'Allí, donde se acaba el mundo', de Catherine Poulaine

Allí, donde se acaba el mundo

Catherine Pulain

Traducción de Iballa López Hernández
Lumen
Barcelona, 2017
379 páginas
 

Si uno escruta a fondo esta novela, que deja inconsciente al lector desde las primeras páginas, se da cuenta de que se trata de una reinvención de La Bella y la Bestia, pero sin Bella. A la hora de la verdad, se trata de definir en qué consiste la realidad: algo feo entre lo que se mueve gente de mal aspecto. La protagonista, alter ego de la autora, sabe que sus rasgos y su físico se alejan millas marinas de los cánones de belleza, y sabe que la aventura en la que se embarca y sus compañeros de embarcación, también pertenecen a ese mundo, opuesto al de los anuncios de margarina. De hecho, acude a Alaska porque las condiciones de vida no permiten un poco de belleza. A pesar de todo, sabe quererse. O, por ir más allá, sabe que es y aquí se acaba la historia. Quererse a uno mismo es una etapa propia de libros de autoayuda que ella superó hace tiempo. Sabe que es ella y acepta lo que son los demás. En ese sentido, la obra nace in media res: el desplazamiento a Alaska es parte de un renacimiento. Allí no está obligada a demostrarle a la gente que se quiere. Podríamos hablar de una novela de iniciación, pero es más bien un reseteo en el que se cambia hasta el hardware. Tiene que aprender a andar sobre la superficie de un barco y a hablar con el lenguaje nuevo, el de los pescadores que bregan en las infames aguas heladas del Ártico.

Decadentes, los marineros pretenden continuar la tradición pendenciera que les es propia. Pero de eso apenas queda el alcohol y la mugre. Su unión con los piratas, es la de vivir con lo puesto. Catherine Poulain (Manosque, 1960) ha inventado todo un género literario: el romanticismo sucio. Busca el peligro para sentirse viva, porque el peligro embriaga como embriaga el vodka, no como embriaga el amor no correspondido. Y así, en lugar de desnudar todos sus sentimientos, guarda para ella la preciosidad de un misterio, la verdadera razón por la que no ha sido capaz de sentirse viva en un medio menos agreste. Renace y está sola, y no le queda más remedio, a pesar de sus escasos kilos de músculo, que encontrar coraje, mucho coraje, el coraje que se suele atribuir a lo masculino. Pero entre esa tribu halla un lugar que le corresponde. Y tener una tribu es fundamental para encontrar sentido a la vida, a la parte sucia de la vida y también a la parte romántica. Hasta el punto de que cuando está varada, echa de menos la pesca de animales que la triplican en peso y a los que arranca las tripas y el corazón mientras late.

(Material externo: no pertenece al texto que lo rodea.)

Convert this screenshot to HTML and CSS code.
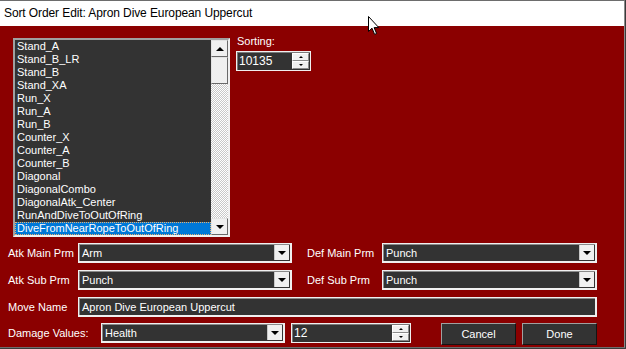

Tal vez haya algo de locura en el personaje que representa a Poulain. Pero de la locura bendita, esa que no destruye pese a lo poco estético que sea su dedicación. Y en esa locura se mezclan, en cada frase, el aroma a herrumbre y el aroma a tierra mojada, lo feo y lo hermoso. Hasta el punto que nos lleva a pensar que la obra tiene una finalidad clara: preguntarnos cuál es el vínculo que une a la pasión con el miedo. Ese que aparece también en las relaciones sucesivas que establece con pescadores a los que le duele su libertad. En definitiva, esta es una de esas novelas que uno se pregunta cómo es posible que a nadie se le haya podido ocurrir. Una obra con mucha potencia.